We’ll see. Officials at the newspapers have their eyes on other news organizations — like the Washington Post and L.A. Times — which have received grant funding from national organizations like the Ford Foundation and the Gates Foundation to fund reporting projects. The papers won’t just be looking to local funders, in other words.
• Will expanded grant funding create conflicts of interest at the papers? After all, grant-makers will have agendas in making the grants,right?
PMN says it has editorial independence, and can reject any grant it believe infringes on that independence.
The paper’s journalists are less sure. They’re worried that newsroom staffing decisions will be based on where grant funding flows, rather than from independent judgments made by editors.
“This whole thing requires a lot of trust,” said Howard Gensler, the Daily News gossip columnist and president of the Newspaper Guild that represents journalists at PMN. “And journalists are not known for being trusting.”
• When will the transition to new ownership be finalized?
It already was, on December 28th. “We were just waiting for the right time to announce it,” Fox said.
• If newspapers are dying, why does all this matter?
The irony, Egger said, is that even though the traditional ad-driven business model is failing, PMN’s audience — largely thanks to traffic at Philly.com — is the largest it’s ever been.
“More people read our PMN content today than ever have,” he said. “We’re just not getting paid for it.”

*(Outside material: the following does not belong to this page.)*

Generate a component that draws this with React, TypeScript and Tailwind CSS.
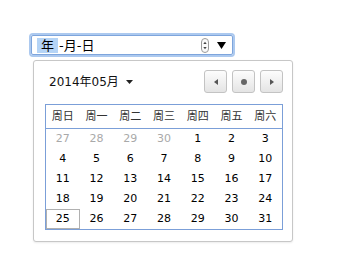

If you believe that journalism is essential to the health of democracy — a truism affirmed repeatedly during Tuesday’s announcement — then it’s tough not to root for the future of PMN, which (even in its diminished, post-layoff state) still employs roughly 230 journalists. The organization still sets a large part of Philadelphia’s journalistic conversation.
The papers are a “critical endeavor for the civic health of our community,” said Pedro Ramos of the Philadelphia Foundation. Tuesday’s announcement, he said, “is a huge win for the city and the region.”